If the ending to this review sounds rushed, it's because that's how the ending to Fantastic Four feels: rushed and in a hurry to salvage a shitty movie brought about by poor writing, atrocious dialogue, lazy characterization, and wooden acting by everyone involved. The young core of Teller, Jordan, Mara, Bell and Kebbell are all proven and capable of giving solid performances, but Kinberg and Trank give them little to work with. I get the director's approach - crafting a character-driven, gritty popcorn flick, but the execution is so poorly done that you can see just how in over his head Trank really was with the project. The visual effects look cheap and don't blend into the rest of the picture, the action scenes are just tedious and boring to look at, mostly because the film doesn't really give the actors room to play with their given abilities, and the overall look of the film, with it's brooding color palette, takes itself so damn seriously that there's not much fun or enjoyment to be had.


There's plenty of finger pointing about what went wrong with this reboot, with articles and articles discussing the film's troubled production timeline, ranging from how Trank himself acted unprofessional and openly hostile towards the crew, to how Fox hated the original cut and all-but booted him from reshoots and post-production, in addition how the studio allegedly changed the script before production began.
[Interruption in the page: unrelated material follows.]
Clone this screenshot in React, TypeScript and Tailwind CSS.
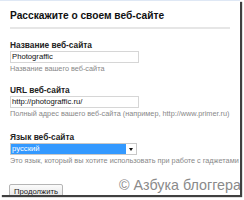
import React from 'react';

const font = { fontFamily: '"Liberation Sans", Arial, sans-serif' };

function Pole({ label, children, hint, className = '' }: { label: string; children: React.ReactNode; hint: string; className?: string }) {
  return (
    <div className={`flex flex-col ${className}`}>
      <div className="text-[8.3px] font-bold leading-[10px] text-[#222]">{label}</div>
      <div className="mt-[1px]">{children}</div>
      <div className="mt-[1px] whitespace-nowrap text-[7.3px] leading-[9px] text-[#888]">{hint}</div>
    </div>
  );
}

export default function App() {
  return (
    <div className="h-[200px] w-[244px] bg-white" style={font}>
      <div className="relative h-[195px] w-[240px] overflow-hidden border-t border-[#dfe8f5] bg-white shadow-[2px_2px_1px_rgba(0,0,0,0.75)]">
        <div className="px-[10px] pt-[8px]">
          <div className="text-[10.2px] font-bold leading-[13px] text-[#111]">Расскажите о своем веб-сайте</div>
          <div className="mt-[5px] h-[2px] bg-[#e6e6e6]" />
        </div>
        <div className="flex flex-col px-[10px] pt-[11px]">
          <Pole label="Название веб-сайта" hint="Название вашего веб-сайта">
            <div className="flex h-[12px] w-[129px] items-center border border-[#d6d6d6] px-[1px] text-[7.7px] text-[#111]">
              Photograffic
            </div>
          </Pole>
          <Pole className="mt-[12px]" label="URL веб-сайта" hint="Полный адрес вашего веб-сайта (например, http://www.primer.ru)">
            <div className="flex h-[12px] w-[129px] items-center border border-[#d6d6d6] px-[1px] text-[7.7px] text-[#111]">
              http://photograffic.ru/
            </div>
          </Pole>
          <Pole className="mt-[14px]" label="Язык веб-сайта" hint="Это язык, который вы хотите использовать при работе с гаджетами">
            <div className="flex h-[12px] w-[127px] border border-[#c8c8c8]">
              <div className="flex flex-1 items-center bg-[#3399ff] px-[1px] text-[7.7px] text-white">русский</div>
              <div className="flex w-[10px] items-center justify-center bg-white">
                <div className="h-0 w-0 border-x-[2.5px] border-t-[3px] border-x-transparent border-t-[#111]" />
              </div>
            </div>
          </Pole>
        </div>
        <div className="px-[9px] pt-[12px]">
          <div className="inline-flex h-[15px] items-center rounded-[2px] border border-[#b5b5b5] bg-gradient-to-b from-[#fbfbfb] to-[#e4e4e4] px-[4px] text-[7.7px] text-[#222]">
            Продолжить
          </div>
        </div>
        <div className="absolute left-[119px] top-[176px] whitespace-nowrap text-[14.3px] leading-[16px] text-[#8a8a8a]">
          © Азбука блоггера
        </div>
      </div>
    </div>
  );
}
How much of this bears truth is probably somewhere down the middle, but one thing can't be denied: it's perhaps the worst superhero movie since...well Fox's own X-Men Origins: Wolverine and Joel Schumacher's infamous Batman & Robin and a disjointed mess that makes me rethink some of my harsh criticisms hurled towards Terminator Genysis, namely that it was the worst summer movie I've seen and the worst movie I'd seen in 2015.